Data shown =
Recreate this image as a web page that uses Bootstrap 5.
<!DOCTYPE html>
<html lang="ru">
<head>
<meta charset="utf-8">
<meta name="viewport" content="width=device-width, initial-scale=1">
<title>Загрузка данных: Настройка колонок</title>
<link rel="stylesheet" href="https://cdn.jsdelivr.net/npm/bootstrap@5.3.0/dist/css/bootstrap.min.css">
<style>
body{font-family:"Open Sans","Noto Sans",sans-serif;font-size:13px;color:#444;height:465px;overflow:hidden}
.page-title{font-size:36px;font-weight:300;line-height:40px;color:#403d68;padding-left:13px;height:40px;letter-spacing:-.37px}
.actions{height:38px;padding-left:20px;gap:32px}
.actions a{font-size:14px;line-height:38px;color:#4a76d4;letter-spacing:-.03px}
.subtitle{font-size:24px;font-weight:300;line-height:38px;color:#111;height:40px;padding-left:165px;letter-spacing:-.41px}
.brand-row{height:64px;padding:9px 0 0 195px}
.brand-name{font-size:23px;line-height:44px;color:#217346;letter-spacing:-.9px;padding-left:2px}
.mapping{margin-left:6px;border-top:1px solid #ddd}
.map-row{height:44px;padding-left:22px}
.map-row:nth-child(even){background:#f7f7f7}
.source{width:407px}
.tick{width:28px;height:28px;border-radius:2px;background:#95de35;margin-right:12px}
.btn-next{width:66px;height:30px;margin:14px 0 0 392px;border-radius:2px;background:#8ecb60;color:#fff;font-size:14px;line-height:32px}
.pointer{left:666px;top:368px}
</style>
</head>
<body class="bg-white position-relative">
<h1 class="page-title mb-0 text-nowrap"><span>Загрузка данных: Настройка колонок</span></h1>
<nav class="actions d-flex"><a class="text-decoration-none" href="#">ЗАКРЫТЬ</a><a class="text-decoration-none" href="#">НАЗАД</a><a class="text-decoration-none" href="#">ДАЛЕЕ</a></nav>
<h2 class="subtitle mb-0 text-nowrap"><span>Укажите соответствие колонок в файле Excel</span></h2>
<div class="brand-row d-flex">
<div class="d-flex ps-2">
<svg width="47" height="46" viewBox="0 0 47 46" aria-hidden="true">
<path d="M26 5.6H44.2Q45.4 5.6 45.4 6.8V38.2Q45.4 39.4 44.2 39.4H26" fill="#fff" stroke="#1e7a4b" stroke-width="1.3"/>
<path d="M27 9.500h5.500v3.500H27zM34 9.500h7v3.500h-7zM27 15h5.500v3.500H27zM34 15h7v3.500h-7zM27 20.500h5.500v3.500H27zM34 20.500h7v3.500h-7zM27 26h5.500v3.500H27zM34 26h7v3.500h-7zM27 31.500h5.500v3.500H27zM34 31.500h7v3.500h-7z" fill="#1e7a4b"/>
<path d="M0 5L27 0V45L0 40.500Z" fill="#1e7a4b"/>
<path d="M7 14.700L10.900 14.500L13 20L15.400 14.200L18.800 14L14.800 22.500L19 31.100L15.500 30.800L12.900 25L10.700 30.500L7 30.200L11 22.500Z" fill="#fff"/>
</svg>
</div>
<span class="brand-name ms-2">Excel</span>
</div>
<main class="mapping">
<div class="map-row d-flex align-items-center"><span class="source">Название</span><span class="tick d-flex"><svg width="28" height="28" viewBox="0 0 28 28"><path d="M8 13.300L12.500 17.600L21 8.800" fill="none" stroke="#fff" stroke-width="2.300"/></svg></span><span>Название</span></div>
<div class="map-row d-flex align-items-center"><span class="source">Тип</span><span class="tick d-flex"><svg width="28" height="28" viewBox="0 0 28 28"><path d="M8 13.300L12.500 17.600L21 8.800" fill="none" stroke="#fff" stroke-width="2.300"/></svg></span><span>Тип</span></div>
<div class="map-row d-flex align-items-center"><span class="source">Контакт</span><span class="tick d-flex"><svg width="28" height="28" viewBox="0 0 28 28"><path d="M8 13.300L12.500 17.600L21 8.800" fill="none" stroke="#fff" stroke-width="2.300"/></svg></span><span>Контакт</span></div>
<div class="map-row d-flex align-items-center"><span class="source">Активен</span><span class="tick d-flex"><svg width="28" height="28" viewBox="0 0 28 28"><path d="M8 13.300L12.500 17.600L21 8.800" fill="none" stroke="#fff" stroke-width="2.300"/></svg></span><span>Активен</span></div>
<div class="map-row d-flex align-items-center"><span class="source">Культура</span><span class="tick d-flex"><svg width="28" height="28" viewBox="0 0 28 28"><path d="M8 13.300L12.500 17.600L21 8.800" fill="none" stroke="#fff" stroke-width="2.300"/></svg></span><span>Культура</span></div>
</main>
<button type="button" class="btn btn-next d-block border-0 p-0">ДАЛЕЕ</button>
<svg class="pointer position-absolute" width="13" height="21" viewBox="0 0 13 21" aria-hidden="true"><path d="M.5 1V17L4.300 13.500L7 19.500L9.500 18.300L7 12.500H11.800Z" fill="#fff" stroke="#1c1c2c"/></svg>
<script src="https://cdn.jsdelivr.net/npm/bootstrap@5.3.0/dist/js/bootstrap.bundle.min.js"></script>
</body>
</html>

Work to do = Please reproduce every line of the material word for word.

Answer to this exercise =
Recreate this image as a web page that uses Bootstrap 5.
<!DOCTYPE html>
<html lang="ru">
<head>
<meta charset="utf-8">
<meta name="viewport" content="width=device-width, initial-scale=1">
<title>Загрузка данных: Настройка колонок</title>
<link rel="stylesheet" href="https://cdn.jsdelivr.net/npm/bootstrap@5.3.0/dist/css/bootstrap.min.css">
<style>
body{font-family:"Open Sans","Noto Sans",sans-serif;font-size:13px;color:#444;height:465px;overflow:hidden}
.page-title{font-size:36px;font-weight:300;line-height:40px;color:#403d68;padding-left:13px;height:40px;letter-spacing:-.37px}
.actions{height:38px;padding-left:20px;gap:32px}
.actions a{font-size:14px;line-height:38px;color:#4a76d4;letter-spacing:-.03px}
.subtitle{font-size:24px;font-weight:300;line-height:38px;color:#111;height:40px;padding-left:165px;letter-spacing:-.41px}
.brand-row{height:64px;padding:9px 0 0 195px}
.brand-name{font-size:23px;line-height:44px;color:#217346;letter-spacing:-.9px;padding-left:2px}
.mapping{margin-left:6px;border-top:1px solid #ddd}
.map-row{height:44px;padding-left:22px}
.map-row:nth-child(even){background:#f7f7f7}
.source{width:407px}
.tick{width:28px;height:28px;border-radius:2px;background:#95de35;margin-right:12px}
.btn-next{width:66px;height:30px;margin:14px 0 0 392px;border-radius:2px;background:#8ecb60;color:#fff;font-size:14px;line-height:32px}
.pointer{left:666px;top:368px}
</style>
</head>
<body class="bg-white position-relative">
<h1 class="page-title mb-0 text-nowrap"><span>Загрузка данных: Настройка колонок</span></h1>
<nav class="actions d-flex"><a class="text-decoration-none" href="#">ЗАКРЫТЬ</a><a class="text-decoration-none" href="#">НАЗАД</a><a class="text-decoration-none" href="#">ДАЛЕЕ</a></nav>
<h2 class="subtitle mb-0 text-nowrap"><span>Укажите соответствие колонок в файле Excel</span></h2>
<div class="brand-row d-flex">
<div class="d-flex ps-2">
<svg width="47" height="46" viewBox="0 0 47 46" aria-hidden="true">
<path d="M26 5.6H44.2Q45.4 5.6 45.4 6.8V38.2Q45.4 39.4 44.2 39.4H26" fill="#fff" stroke="#1e7a4b" stroke-width="1.3"/>
<path d="M27 9.500h5.500v3.500H27zM34 9.500h7v3.500h-7zM27 15h5.500v3.500H27zM34 15h7v3.500h-7zM27 20.500h5.500v3.500H27zM34 20.500h7v3.500h-7zM27 26h5.500v3.500H27zM34 26h7v3.500h-7zM27 31.500h5.500v3.500H27zM34 31.500h7v3.500h-7z" fill="#1e7a4b"/>
<path d="M0 5L27 0V45L0 40.500Z" fill="#1e7a4b"/>
<path d="M7 14.700L10.900 14.500L13 20L15.400 14.200L18.800 14L14.800 22.500L19 31.100L15.500 30.800L12.900 25L10.700 30.500L7 30.200L11 22.500Z" fill="#fff"/>
</svg>
</div>
<span class="brand-name ms-2">Excel</span>
</div>
<main class="mapping">
<div class="map-row d-flex align-items-center"><span class="source">Название</span><span class="tick d-flex"><svg width="28" height="28" viewBox="0 0 28 28"><path d="M8 13.300L12.500 17.600L21 8.800" fill="none" stroke="#fff" stroke-width="2.300"/></svg></span><span>Название</span></div>
<div class="map-row d-flex align-items-center"><span class="source">Тип</span><span class="tick d-flex"><svg width="28" height="28" viewBox="0 0 28 28"><path d="M8 13.300L12.500 17.600L21 8.800" fill="none" stroke="#fff" stroke-width="2.300"/></svg></span><span>Тип</span></div>
<div class="map-row d-flex align-items-center"><span class="source">Контакт</span><span class="tick d-flex"><svg width="28" height="28" viewBox="0 0 28 28"><path d="M8 13.300L12.500 17.600L21 8.800" fill="none" stroke="#fff" stroke-width="2.300"/></svg></span><span>Контакт</span></div>
<div class="map-row d-flex align-items-center"><span class="source">Активен</span><span class="tick d-flex"><svg width="28" height="28" viewBox="0 0 28 28"><path d="M8 13.300L12.500 17.600L21 8.800" fill="none" stroke="#fff" stroke-width="2.300"/></svg></span><span>Активен</span></div>
<div class="map-row d-flex align-items-center"><span class="source">Культура</span><span class="tick d-flex"><svg width="28" height="28" viewBox="0 0 28 28"><path d="M8 13.300L12.500 17.600L21 8.800" fill="none" stroke="#fff" stroke-width="2.300"/></svg></span><span>Культура</span></div>
</main>
<button type="button" class="btn btn-next d-block border-0 p-0">ДАЛЕЕ</button>
<svg class="pointer position-absolute" width="13" height="21" viewBox="0 0 13 21" aria-hidden="true"><path d="M.5 1V17L4.300 13.500L7 19.500L9.500 18.300L7 12.500H11.800Z" fill="#fff" stroke="#1c1c2c"/></svg>
<script src="https://cdn.jsdelivr.net/npm/bootstrap@5.3.0/dist/js/bootstrap.bundle.min.js"></script>
</body>
</html>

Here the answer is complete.